How did the Chinese economy bounce back from the coronavirus crisis?
Analysis: Could western countries learn anything from the example of Beijing? And is this impression of an economy that has emerged successfully from the crisis actually correct? Ben Chu investigates
China was the first country to be struck by the coronavirus pandemic. Its economy was also the first casualty, with output contracting by almost 10 per cent in the first quarter of 2020 as the entire province of Hubei was locked down and many of China’s largest cities also shut down much activity.
But China now seems, on the face of it, to be the first economy to recover too.
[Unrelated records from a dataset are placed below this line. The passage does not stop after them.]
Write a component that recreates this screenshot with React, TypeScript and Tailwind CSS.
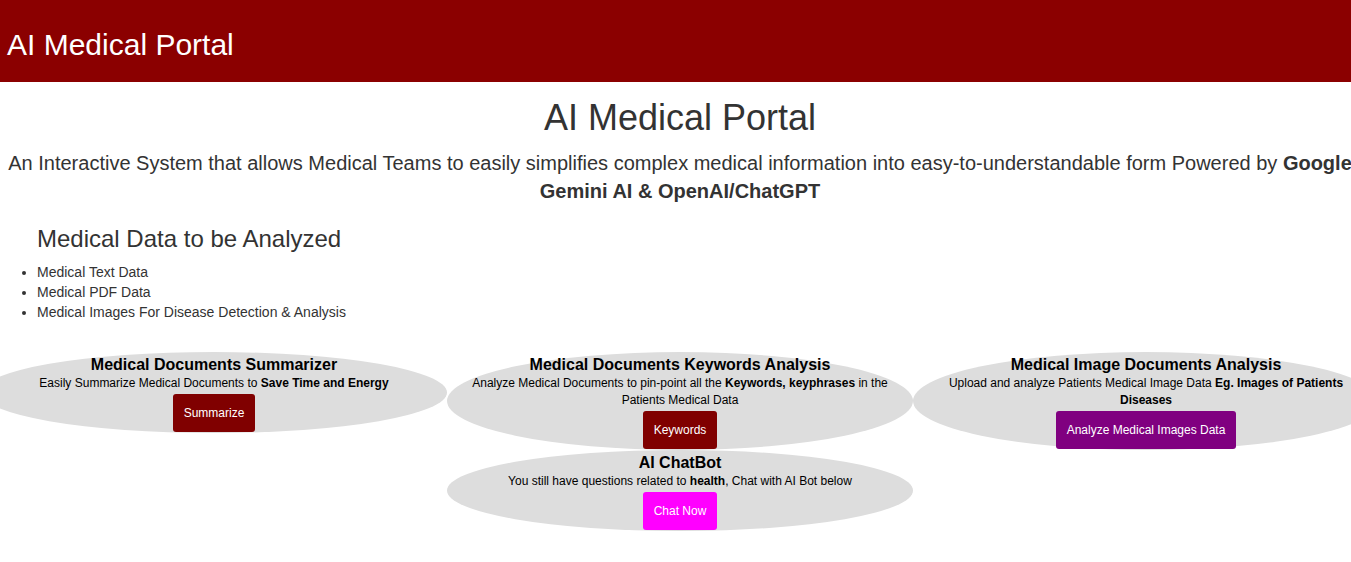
import React from "react";

interface CardProps {
  title: string;
  children: React.ReactNode;
  button: string;
  buttonClass: string;
}

const Card: React.FC<CardProps> = ({ title, children, button, buttonClass }) => {
  return (
    <div className="flex w-[466px] shrink-0 flex-col items-center rounded-[50%] bg-[#dddddd] px-[15px] pt-[3px] pb-[1px] text-center text-black">
      <h4 className="text-[16px] leading-[19px] font-bold">{title}</h4>
      <p className="mt-[1px] text-[12px] leading-[17px]">{children}</p>
      <button
        className={`mt-[2px] rounded-[3px] px-[11px] py-[10px] text-[12px] leading-[18px] text-white ${buttonClass}`}
      >
        {button}
      </button>
    </div>
  );
};

export default function App() {
  return (
    <div className="w-full overflow-x-hidden bg-white font-['Liberation_Sans',Arial,sans-serif] text-[#333333]">
      <div className="w-[1360px]">
        <header className="flex h-[82px] items-center bg-[#8b0000] px-[7px]">
          <span className="pt-[8px] text-[30px] leading-[34px] text-white">AI Medical Portal</span>
        </header>

        <h1 className="mt-[16px] text-center text-[36px] leading-[40px]">AI Medical Portal</h1>
        <p className="mt-[11px] text-center text-[20px] leading-[28px]">
          An Interactive System that allows Medical Teams to easily simplifies complex medical information into
          easy-to-understandable form Powered by <b>Google</b> <b>Gemini AI &amp; OpenAI/ChatGPT</b>
        </p>

        <h3 className="mt-[20px] pl-[37px] text-[24px] leading-[28px]">Medical Data to be Analyzed</h3>
        <ul className="mt-[9px] list-disc pl-[37px] text-[14px] leading-[20px]">
          <li>Medical Text Data</li>
          <li>Medical PDF Data</li>
          <li>Medical Images For Disease Detection &amp; Analysis</li>
        </ul>

        <div className="mt-[30px] flex items-start justify-center">
          <Card title="Medical Documents Summarizer" button="Summarize" buttonClass="bg-[#800000]">
            Easily Summarize Medical Documents to <b>Save Time and Energy</b>
          </Card>
          <Card title="Medical Documents Keywords Analysis" button="Keywords" buttonClass="bg-[#800000]">
            Analyze Medical Documents to pin-point all the <b>Keywords, keyphrases</b> in the Patients Medical Data
          </Card>
          <Card title="Medical Image Documents Analysis" button="Analyze Medical Images Data" buttonClass="bg-[#800080]">
            Upload and analyze Patients Medical Image Data <b>Eg. Images of Patients Diseases</b>
          </Card>
        </div>
        <div className="flex justify-center pb-[30px]">
          <Card title="AI ChatBot" button="Chat Now" buttonClass="bg-[#ff00ff]">
            You still have questions related to <b>health</b>, Chat with AI Bot below
          </Card>
        </div>
      </div>
    </div>
  );
}
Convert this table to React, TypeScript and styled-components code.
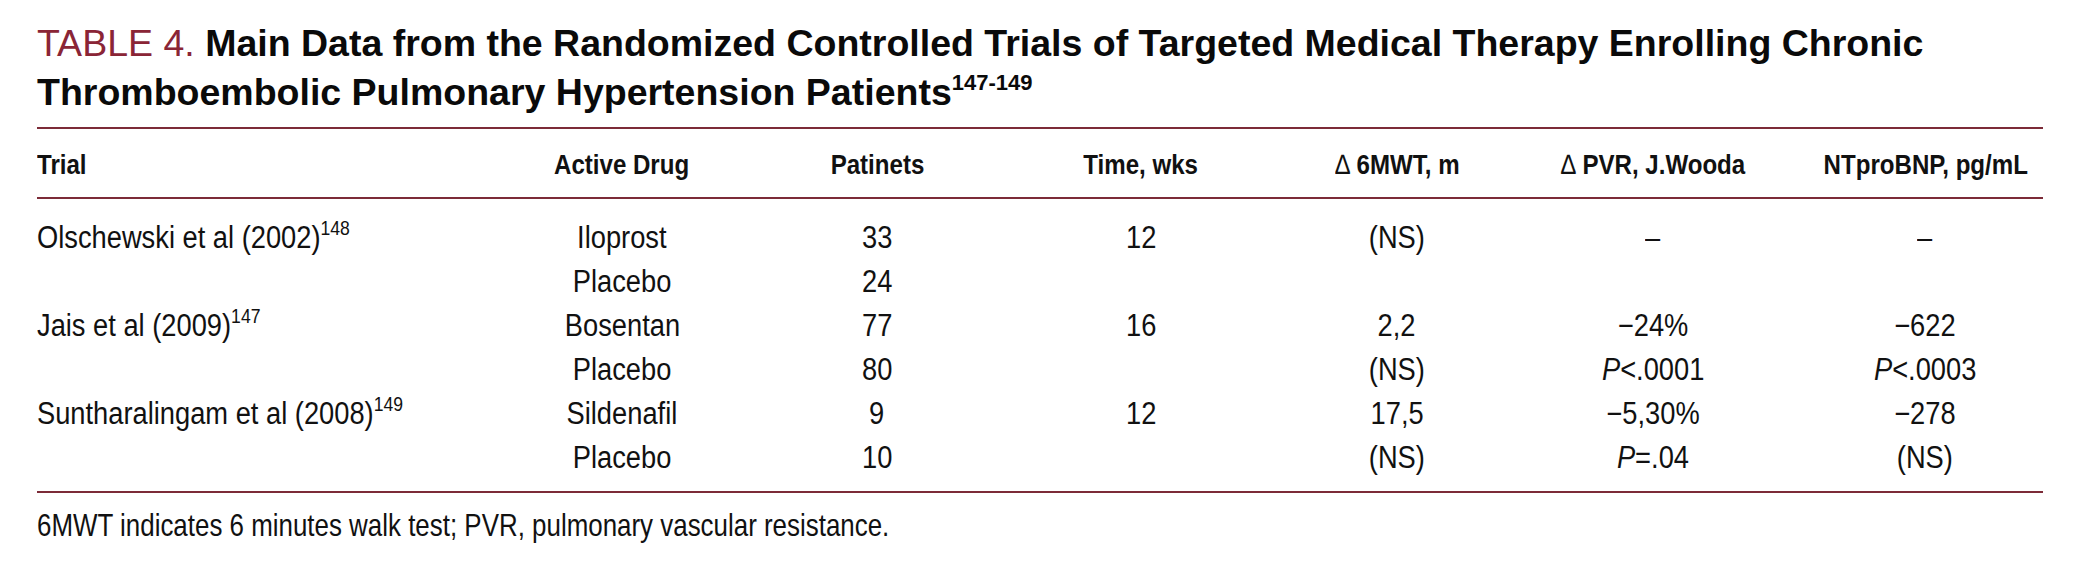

The latest official data released on Thursday showed an impressive 11.5 per cent expansion in the second quarter of the year, above what most analysts had been expecting. The level of total activity in China is now higher than it was going into the crisis.
From this perspective the coronavirus nightmare is disappearing into the rear view mirror for the world’s second largest economy – and it’s back to business as usual.
So how did China do it? Could western countries learn anything from the example? And is this impression of an economy that has emerged successfully from the crisis actually correct?
How did China do it?
The first thing to note is that there have long been concerns about the veracity of the official Chinese figures and there is not reason to believe that they have suddenly improved so the picture may not be accurate.
That said, there is also no reason to believe the statistics have become any more inaccurate this year.
If one accepts the data as presenting a reasonably accurate picture it’s clear most of the bounce back was driven by industry and construction rather than household consumption.
Total credit and loans of various kinds also rose strongly in the quarter, showing how this activity was funded.
This suggests that the recovery was heavily driven by stimulus measures enacted by central and local governments.
China’s exports also held up surprisingly well in the second quarter, despite the global trade slump, with Chinese firms apparently growing their market share.
Louis Kuijs, an analyst at Oxford Economics, believes this might be partly due to Chinese companies nimbly shifting operations to scale up exports of goods in high global demand such as personal protective equipment.
Could the west do the same?
It’s important to recognise that the Chinese economy is still structurally very different from western economies.
China’s services sector is considerably smaller than Europe’s or America’s.
And despite the great migration of Chinese workers from the countryside into giant cities like Beijing, Wuhan and Shanghai in recent decades around 40 per cent of the Chinese population is still rural.
Household consumption in China is below 40 per cent compared to between 50 and 70 per cent in the west.
China’s economy and financial system is also much more state-directed than any in the west, with a heavy reliance on infrastructure investment, funded by state-owned banks, to drive growth since the financial crisis a decade ago.
All this means that any kind of economic policy adopted in China, even if it seemed successful, would be far from assured to work in a western context.
Is China’s recovery all it seems?
China entered this pandemic in something of an economic crisis.
GDP growth for the full year of 2019 had fallen to 6.2 per cent, the weakest seen in almost 30 years.
And the country’s demographic profile was ageing fast, raising fears that China would “grow old before it grew rich”.
There was a powerful sense that the growth model of debt-funded infrastructure investment had run out of steam and was in danger of creating a domestic financial crisis.
The official policy of Beijing was to slow down infrastructure investment and encourage household consumption to take over as a dominant source of spending. There was also a concerted drive to push China into high value-added production and cutting-edge innovation. But the trade war waged by Donald Trump was threatening this aspiration.
It does appear that the Chinese authorities’ containment of the virus domestically has been relatively effective so far. And it has managed to dig itself out of the deep economic hole of earlier in the year.
Yet the investment-powered recovery has done nothing to further the necessary rebalancing of the Chinese economy. Areas likes retail sales and hospitality did not surge in the second quarter. Consumption remains below where it was earlier in the year and will need to rebound strongly in the second half of 2020 if the overall recovery is to be sustained.
And those immense Chinese structural economic challenges remain. Indeed, they are likely to be exacerbated if western markets and investment are cut off in the coming years as hostility and suspicion towards the increasingly authoritarian Beijing regime continue to grow.